Robinson was again named MAAC Player of the Year in his senior season after averaging 19.7 points per game and leading Monmouth to the regular-season MAAC championship. He is one of three players in conference history to ever be named Player of the Year twice in their collegiate career. He scored his 2,000th career point in his final college game, a first round National Invitation Tournament loss to Ole Miss. Robinson graduated Monmouth as the all-time leading scorer in school history, second all-time in assist, and second all-time in career steals. For his stellar production, Robinson was named to the MAAC conference’s All-Decade Team.

==Professional career==
In the summer of 2017, Robinson signed with the Miami Heat for the NBA Summer League. He ultimately signed with the Russian club Avtodor Saratov on August 2, 2017. On July 5, 2018, Robinson signed with the French team Élan Chalon. Robinson led the league in assists per game at 8.2 and averaged 15.2 points per game. He re-signed with the team for the 2019-20 season.

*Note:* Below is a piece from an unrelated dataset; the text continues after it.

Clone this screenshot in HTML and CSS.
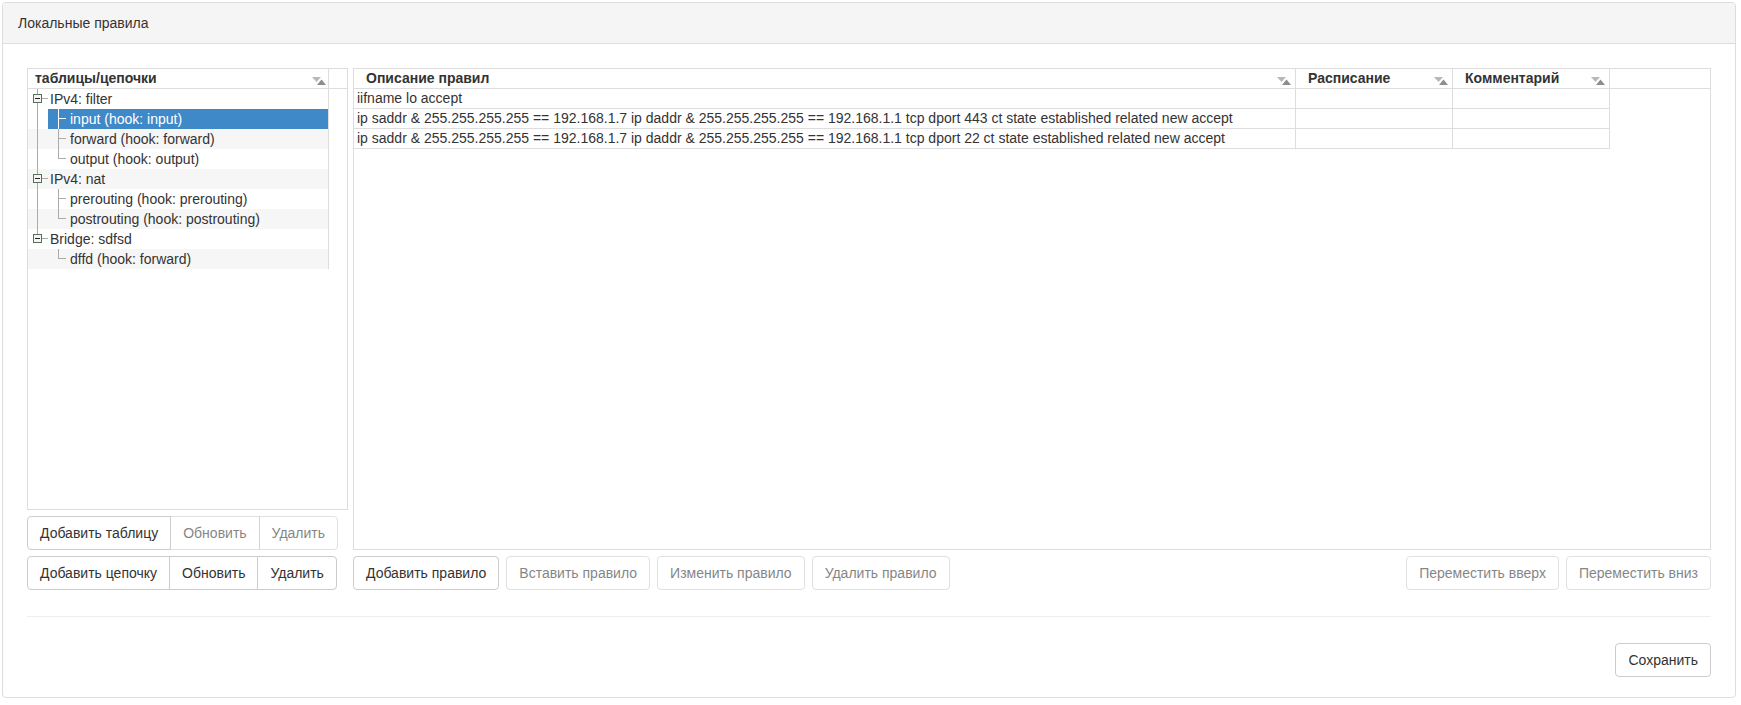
FILE: index.html
```html
<!DOCTYPE html>
<html lang="ru">
<head>
<meta charset="utf-8">
<title>Локальные правила</title>
<link rel="stylesheet" href="styles.css">
</head>
<body>
<div class="page">
  <div class="panel">
    <div class="panel-heading">Локальные правила</div>
    <div class="panel-body">
      <div class="cols">
        <div class="left">
          <div class="box tree">
            <div class="hdr">
              <div class="hcell tcol">
                <span>таблицы/цепочки</span>
                <svg class="sort" width="14" height="8" viewBox="0 0 14 8"><path d="M0 0h9L4.5 5z" fill="#b8b8b8"/><path d="M5 8h9l-4.5-5.5z" fill="#8e8e8e"/></svg>
              </div>
              <div class="hcell fill"></div>
            </div>
            <div class="tbody">
              <div class="trow">
                <svg class="tl" width="20" height="20" viewBox="0 0 20 20"><path d="M9.5 0v20M14 9.5h6" stroke="currentColor"/><rect x="5.5" y="5.5" width="8" height="8" fill="#f4f4f4" stroke="#56705a"/><path d="M7 9.5h5" stroke="#222"/></svg>
                <span class="rtext">IPv4: filter</span>
              </div>
              <div class="trow">
                <svg class="tl" width="20" height="20" viewBox="0 0 20 20"><path d="M9.5 0v20" stroke="currentColor"/></svg>
                <div class="item sel">
                  <svg class="tl" width="22" height="20" viewBox="0 0 22 20"><path d="M10.5 0v20M10 9.5h8" stroke="currentColor"/></svg>
                  <span>input (hook: input)</span>
                </div>
              </div>
              <div class="trow alt">
                <svg class="tl" width="20" height="20" viewBox="0 0 20 20"><path d="M9.5 0v20" stroke="currentColor"/></svg>
                <div class="item">
                  <svg class="tl" width="22" height="20" viewBox="0 0 22 20"><path d="M10.5 0v20M10 9.5h8" stroke="currentColor"/></svg>
                  <span>forward (hook: forward)</span>
                </div>
              </div>
              <div class="trow">
                <svg class="tl" width="20" height="20" viewBox="0 0 20 20"><path d="M9.5 0v20" stroke="currentColor"/></svg>
                <div class="item">
                  <svg class="tl" width="22" height="20" viewBox="0 0 22 20"><path d="M10.5 0v10M10 9.5h8" stroke="currentColor"/></svg>
                  <span>output (hook: output)</span>
                </div>
              </div>
              <div class="trow alt">
                <svg class="tl" width="20" height="20" viewBox="0 0 20 20"><path d="M9.5 0v20M14 9.5h6" stroke="currentColor"/><rect x="5.5" y="5.5" width="8" height="8" fill="#f4f4f4" stroke="#56705a"/><path d="M7 9.5h5" stroke="#222"/></svg>
                <span class="rtext">IPv4: nat</span>
              </div>
              <div class="trow">
                <svg class="tl" width="20" height="20" viewBox="0 0 20 20"><path d="M9.5 0v20" stroke="currentColor"/></svg>
                <div class="item">
                  <svg class="tl" width="22" height="20" viewBox="0 0 22 20"><path d="M10.5 0v20M10 9.5h8" stroke="currentColor"/></svg>
                  <span>prerouting (hook: prerouting)</span>
                </div>
              </div>
              <div class="trow alt">
                <svg class="tl" width="20" height="20" viewBox="0 0 20 20"><path d="M9.5 0v20" stroke="currentColor"/></svg>
                <div class="item">
                  <svg class="tl" width="22" height="20" viewBox="0 0 22 20"><path d="M10.5 0v10M10 9.5h8" stroke="currentColor"/></svg>
                  <span>postrouting (hook: postrouting)</span>
                </div>
              </div>
              <div class="trow">
                <svg class="tl" width="20" height="20" viewBox="0 0 20 20"><path d="M9.5 0v10M14 9.5h6" stroke="currentColor"/><rect x="5.5" y="5.5" width="8" height="8" fill="#f4f4f4" stroke="#56705a"/><path d="M7 9.5h5" stroke="#222"/></svg>
                <span class="rtext">Bridge: sdfsd</span>
              </div>
              <div class="trow alt">
                <svg class="tl" width="20" height="20" viewBox="0 0 20 20"></svg>
                <div class="item">
                  <svg class="tl" width="22" height="20" viewBox="0 0 22 20"><path d="M10.5 0v10M10 9.5h8" stroke="currentColor"/></svg>
                  <span>dffd (hook: forward)</span>
                </div>
              </div>
            </div>
          </div>
          <div class="btn-group">
            <button class="btn">Добавить таблицу</button>
            <button class="btn" disabled>Обновить</button>
            <button class="btn" disabled>Удалить</button>
          </div>
          <div class="btn-group">
            <button class="btn">Добавить цепочку</button>
            <button class="btn">Обновить</button>
            <button class="btn">Удалить</button>
          </div>
        </div>
        <div class="right">
          <div class="box grid">
            <div class="hdr">
              <div class="hcell gh c1"><span>Описание правил</span><svg class="sort" width="14" height="8" viewBox="0 0 14 8"><path d="M0 0h9L4.5 5z" fill="#b8b8b8"/><path d="M5 8h9l-4.5-5.5z" fill="#8e8e8e"/></svg></div>
              <div class="hcell gh c2"><span>Расписание</span><svg class="sort" width="14" height="8" viewBox="0 0 14 8"><path d="M0 0h9L4.5 5z" fill="#b8b8b8"/><path d="M5 8h9l-4.5-5.5z" fill="#8e8e8e"/></svg></div>
              <div class="hcell gh c3"><span>Комментарий</span><svg class="sort" width="14" height="8" viewBox="0 0 14 8"><path d="M0 0h9L4.5 5z" fill="#b8b8b8"/><path d="M5 8h9l-4.5-5.5z" fill="#8e8e8e"/></svg></div>
              <div class="hcell fill"></div>
            </div>
            <div class="gbody">
              <div class="grow"><div class="gcell c1">iifname lo accept</div><div class="gcell c2"></div><div class="gcell c3"></div></div>
              <div class="grow"><div class="gcell c1">ip saddr &amp; 255.255.255.255 == 192.168.1.7 ip daddr &amp; 255.255.255.255 == 192.168.1.1 tcp dport 443 ct state established related new accept</div><div class="gcell c2"></div><div class="gcell c3"></div></div>
              <div class="grow"><div class="gcell c1">ip saddr &amp; 255.255.255.255 == 192.168.1.7 ip daddr &amp; 255.255.255.255 == 192.168.1.1 tcp dport 22 ct state established related new accept</div><div class="gcell c2"></div><div class="gcell c3"></div></div>
            </div>
          </div>
          <div class="toolbar">
            <button class="btn">Добавить правило</button>
            <button class="btn" disabled>Вставить правило</button>
            <button class="btn" disabled>Изменить правило</button>
            <button class="btn" disabled>Удалить правило</button>
            <span class="spacer"></span>
            <button class="btn" disabled>Переместить вверх</button>
            <button class="btn" disabled>Переместить вниз</button>
          </div>
        </div>
      </div>
      <hr class="sep">
      <div class="footer">
        <button class="btn">Сохранить</button>
      </div>
    </div>
  </div>
</div>
</body>
</html>
```

FILE: styles.css
```css
* { box-sizing: border-box; }
html, body { margin: 0; padding: 0; background: #fff; }
body {
  font-family: "Liberation Sans", Arial, sans-serif;
  font-size: 14px;
  color: #333;
}
.page { padding: 2px 0 0 2px; }
.panel {
  width: 1734px;
  border: 1px solid #ddd;
  border-radius: 4px;
  background: #fff;
}
.panel-heading {
  height: 41px;
  padding: 10px 15px;
  line-height: 20px;
  background: #f5f5f5;
  border-bottom: 1px solid #ddd;
  border-radius: 3px 3px 0 0;
  color: #333;
}
.panel-body { padding: 24px 24px 20px 24px; }
.cols { display: flex; gap: 5px; }
.left { width: 321px; display: flex; flex-direction: column; }
.right { flex: 1; display: flex; flex-direction: column; }

.box { border: 1px solid #ddd; background: #fff; }
.tree { height: 442px; }
.grid { height: 482px; }

.hdr {
  display: flex;
  height: 20px;
  border-bottom: 1px solid #ddd;
}
.hcell {
  display: flex;
  height: 19px;
  line-height: 19px;
  border-right: 1px solid #ddd;
  font-weight: bold;
  color: #333;
  white-space: nowrap;
}
.hcell.fill { flex: 1; border-right: none; }
.tcol { width: 301px; padding-left: 7px; }
.tcol .sort { margin-right: 2px; }
.gh { padding-left: 12px; }
.gh .sort { margin-right: 4px; }
.c1 { width: 942px; }
.c2 { width: 157px; }
.c3 { width: 157px; }
.sort { margin-left: auto; align-self: flex-end; margin-bottom: 3px; flex: none; }

.tbody { width: 301px; }
.trow {
  display: flex;
  align-items: center;
  height: 20px;
  border-right: 1px solid #ddd;
  line-height: 20px;
  color: #333;
  white-space: nowrap;
}
.trow.alt { background: #f6f6f6; }
.tl { display: block; flex: none; color: #ababab; }
.rtext { margin-left: 2px; }
.item {
  flex: 1;
  display: flex;
  align-items: center;
  height: 20px;
}
.item.sel { background: #3f89c9; color: #fff; }
.item.sel .tl { color: #fff; }

.grow { display: flex; height: 20px; }
.gcell {
  height: 20px;
  line-height: 19px;
  padding-left: 3px;
  border-right: 1px solid #ddd;
  border-bottom: 1px solid #ddd;
  white-space: nowrap;
  overflow: hidden;
  color: #333;
}

.btn {
  height: 34px;
  padding: 6px 12px;
  font-family: "Liberation Sans", Arial, sans-serif;
  font-size: 14px;
  line-height: 20px;
  color: #333;
  background: #fff;
  border: 1px solid #ccc;
  border-radius: 4px;
  white-space: nowrap;
  cursor: pointer;
}
.btn:disabled { opacity: 0.6; cursor: default; }

.btn-group { display: flex; margin-top: 6px; }
.btn-group .btn { border-radius: 0; }
.btn-group .btn + .btn { margin-left: -1px; }
.btn-group .btn:first-child { border-radius: 4px 0 0 4px; }
.btn-group .btn:last-child { border-radius: 0 4px 4px 0; }

.toolbar { display: flex; gap: 7px; margin-top: 6px; }
.spacer { flex: 1; }

.sep {
  margin: 26px 0;
  height: 0;
  border: 0;
  border-top: 1px solid #eee;
}
.footer { display: flex; justify-content: flex-end; }
```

On August 2, 2020, he has signed with Victoria Libertas Pesaro of the Italian Lega Basket Serie A (LBA).

On July 6, 2021, he has signed with Brose Bamberg of the Basketball Bundesliga (BBL) On January 5, 2022, Robinson played against former Monmouth University teammate, Maximilian Dileo for the Hamberg Towers. Robinson scored 7 points and Dileo scored 4 points. On their second meeting, Robinson scored 23 points with 7 assists to help send Bamberg into the playoffs.

On August 3, 2022, he has signed with BCM Gravelines-Dunkerque of the LNB Pro A.

On August 5, 2023, he signed with Yukatel Merkezefendi of the Basketbol Süper Ligi (BSL).

On November 21, 2023, he signed with Treviso Basket of the Lega Basket Serie A.

On August 9, 2024, he signed with Rasta Vechta of the Basketball Bundesliga (BBL).

On January 20, 2025, he signed with Śląsk Wrocław of the Polish Basketball League (PLK).